ER: That’s been really interesting question because in the script is, Jo always writes it with great rigor, extraordinary detail. But there are moments like, for example, I remember originally in the script we thought we were introduced to that character. But we wanted to sort of come up with the need to be one more moment of connection we felt between Zoey (played Leta Lestrange) and Newt. So we put in that tiny little scene when he’s down in the case. So, I had this idea that like with cats, when there’s the thing of wool or like a mouse, they go, they can play with it, you know what I mean? And then they sort of pick it up and they play with it again and then they sort of begin to fiddle with it. So, we sort of came up with an idea collectively to show Newt’s relationship as he takes the thing. So, she just has this amazing thing by which, yes, she writes it and she writes it fully and thoroughly, but she allows us the freedom to play within that.
EXAMINER: With acting and life experience and now you’re a father. What do you tell your kids?
ER: Well, at the moment, because my kids are like two and a half and eight months, people keep asking what’s enough? You could do real magic. What could it do? And I would just love the capacity just to just quick sleep spell. Just something, like encourage Luke my youngest, just to sleep through the night. Please. Or a nappy changing spell or something. But…., I think at the moment really, it’s not about what we teach them. But a bit about what they’ve taught me. Like it’s just every day you learn something new and you have to sort of try and navigate a new path. But also, it’s that old actor’s cliché, when you started out acting, you never think you’re going to work again and it’s all about the next job and can you get the next job until you retain employment and all that sort of thing. And suddenly when you have a family, it’s like, do I really want to go to this part of the world? How good is the script, you know, am I willing to up-heave my wife and my children’s life? And is my wife willing to read the script and her opinion? In order that we all shift together and move together. So that’s been quite sort of life changing.
EXAMINER: What have your children taught you?
ER: They teach me about how to be patient because I’m like the least and it’s really interesting. I realize I’m the least patient, but also, they just open up like a part of your heart that perhaps you hadn’t had access before.

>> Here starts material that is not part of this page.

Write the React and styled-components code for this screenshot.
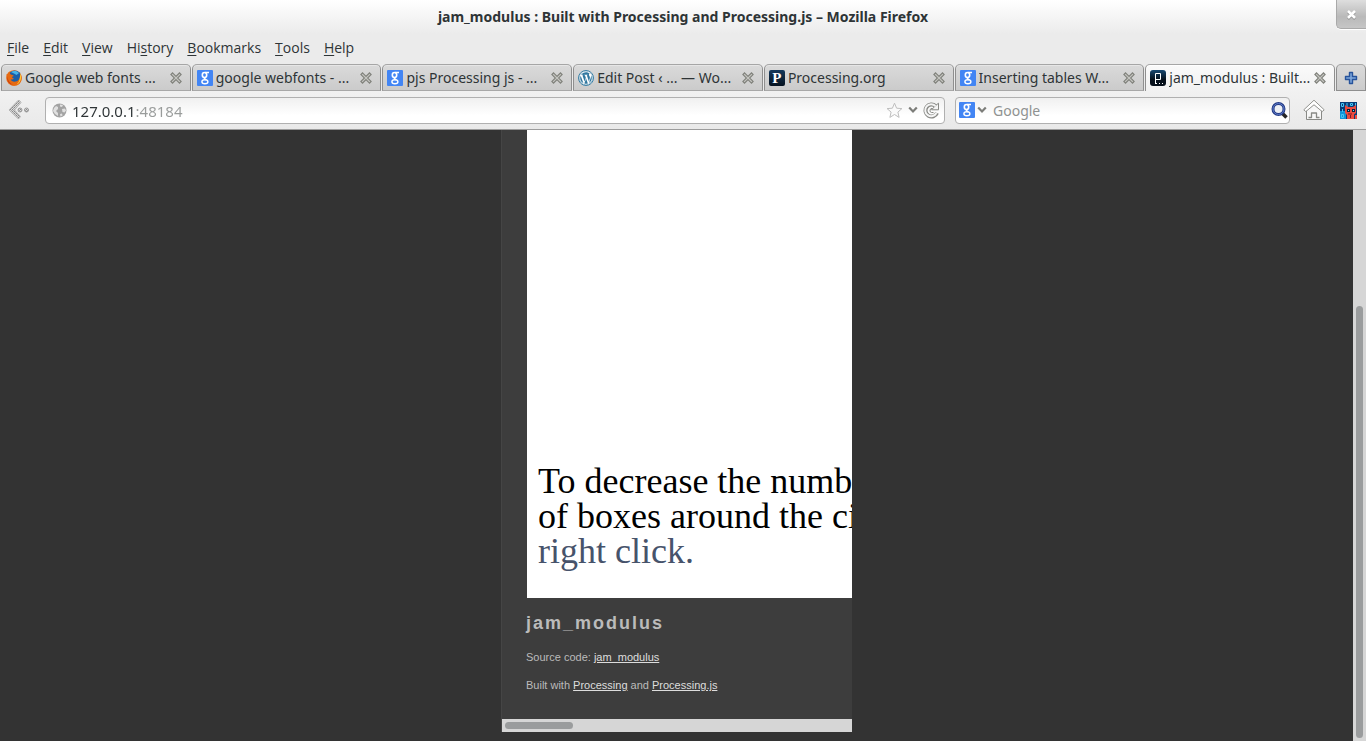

EXAMINER: What was your reaction when you heard the first time John’s character speech about good and bad and right and wrong, good and evil? It’s pretty striking parallels you can imagine and if so, what was your reaction?
ER: It’s a mixture, that it’s not as simple as black and white. That the use of charm, the use of seemingly rational arguments to manipulate. Yeah, it is extraordinary.
– END
Slated for release on November 16, 2018, the film will be distributed worldwide in 2D and 3D in select theatres and IMAX by Warner Bros. Pictures, a Warner Bros. Entertainment Company.